How many undocumented immigrants file federal tax returns using ITINs each year and how has that trended since 2010?
Executive summary
Public data and reporting show that millions of federal tax returns are filed each year using Individual Taxpayer Identification Numbers (ITINs), but the exact share that are filed by undocumented immigrants is not directly reported by the IRS and requires careful interpretation of multiple sources and caveats; IRS-derived counts show more than 3 million ITIN-filed returns around 2010, roughly 4.4 million ITIN filers reported in mid‑decade snapshots, and the IRS Taxpayer Advocate and media reports note about 2.5 million ITIN-filed returns in 2019, while active ITIN counts rose to roughly 5.4–5.8 million by 2021–2022 [1] [2] [3] [4] [5].
1. What the headline numbers say: ITIN returns and active ITINs
Contemporary reporting and IRS summaries provide three related but distinct measures: the number of federal tax returns filed using an ITIN in a given year, the number of active ITINs on the IRS rolls, and the cumulative ITINs ever issued; public sources cite “over 3 million” ITIN-filed returns in 2010 (Bipartisan Policy Center), about 4.4 million ITIN filers referenced in a mid‑2010s IRS snapshot (American Immigration Council), and “more than 2.5 million” federal tax returns filed by ITIN filers in 2019 according to IRS figures reported by CNN and the Tax Policy Center, while audits and reporting show roughly 5.4 million active ITINs in January 2021 and more than 5.8 million active ITINs at the end of 2022 [1] [2] [3] [4] [5].
2. How “ITIN filers” maps (imperfectly) to undocumented filers
Experts and advocacy groups consistently warn that ITIN holders are a mixed population: many are undocumented immigrants, but ITINs are also issued to nonresident aliens, certain visa holders, spouses and dependents of lawful residents, and others who lack SSNs, so ITIN counts do not equal counts of undocumented filers one‑for‑one [2] [6]. Multiple analyses nonetheless treat ITIN filing as the best available proxy for undocumented tax filing behavior because “the overwhelming majority” of ITIN filers are believed to be undocumented, a judgment repeated in ITEP, the American Immigration Council, and other reports [7] [2] [4].
3. Trend since 2010: rise, fluctuation, and measurement shifts
The pattern since 2010 is not a simple monotonic trend; sources indicate a high point in ITIN-filed returns around or above 3 million in 2010, a larger ITIN filer figure reported mid‑decade (4.4 million reported for a past year), and a lower count of roughly 2.5 million ITIN-filed returns documented for 2019—suggesting fluctuation driven by enforcement, outreach, economic conditions, and changing tax rules—while the stock of active ITINs continued to rise into the early 2020s [1] [2] [3] [4] [5]. Analysts also note administrative factors that affect year‑to‑year counts: the IRS issues and retires ITINs, accounts expire if unused for three years, and law changes (for example, restrictions on refundable child tax credit eligibility) alter incentives to file with ITINs [8] [1].
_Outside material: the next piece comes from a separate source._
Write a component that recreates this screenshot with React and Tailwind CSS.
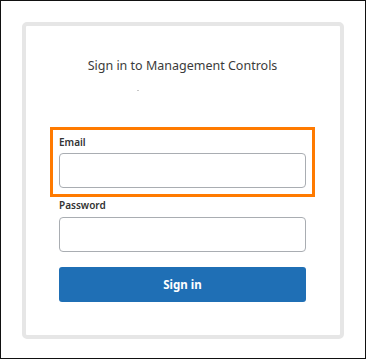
export default function App() {
  return (
    <div className="w-[367px] h-[360px] bg-white" style={{ fontFamily: '"Noto Sans", "Open Sans", sans-serif' }}>
      <div className="w-[366px] h-[359px] border border-[#111] pl-[21px] pt-[21px]">
        <div className="w-[322px] h-[317px] border-4 border-[#e6e6e6] rounded-[5px] bg-white flex flex-col pl-[24px]">
          <div className="mt-[30px] h-[20px] leading-[20px] text-[12.5px] text-[#3b3b3b] w-[265px] text-center">
            Sign in to Management Controls
          </div>
          <div className="mt-[14px] ml-[87px] w-[2px] h-[1px] bg-[#c8c8c8]" />
          <div className="mt-[36px] w-[265px] border-[3px] border-[#ff7a00] px-[6px] pt-[4px] pb-[6px]">
            <div className="text-[10px] leading-[16px] font-semibold text-[#333]">Email</div>
            <div className="mt-[3px] h-[35px] w-[247px] rounded-[4px] border border-[#a9adb2] bg-white" />
          </div>
          <div className="ml-[9px] w-[247px]">
            <div className="text-[10px] leading-[16px] font-semibold text-[#333]">Password</div>
            <div className="mt-[4px] h-[35px] w-[247px] rounded-[4px] border border-[#a9adb2] bg-white" />
            <button className="mt-[15px] h-[35px] w-[247px] rounded-[3px] bg-[#1f6fb5] text-white text-[11.5px] font-bold flex items-center justify-center">
              Sign in
            </button>
          </div>
        </div>
      </div>
    </div>
  );
}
4. How to interpret these numbers—and where uncertainty remains
Quantitative estimates that translate ITIN usage into a share of the undocumented population vary widely: some studies and advocates estimate that at least half of undocumented households file income tax returns using ITINs, while ITEP and others emphasize that many undocumented workers pay taxes through withholding without ever filing returns [9] [10]. Because the IRS does not publish an official annual tally of “undocumented” filers and ITINs serve multiple legal populations, any claim equating ITIN returns directly to undocumented filers must be couched in uncertainty; the sources used here are explicit about that limitation [2] [4].
5. Bottom line for the record and policy context
Measured by IRS‑reported ITIN returns, the landscape shows millions of ITIN‑filed returns each year—over 3 million around 2010, higher mid‑decade counts cited (about 4.4 million in some snapshots), and about 2.5 million ITIN‑filed returns in 2019—while the number of active ITINs on IRS rolls rose into the 5–6 million range by 2021–2022, but none of these figures provide a precise annual headcount of undocumented immigrants filing taxes because ITIN holders include other noncitizen groups and because filing incentives and administrative rules have changed over time [1] [2] [3] [4] [5] [8].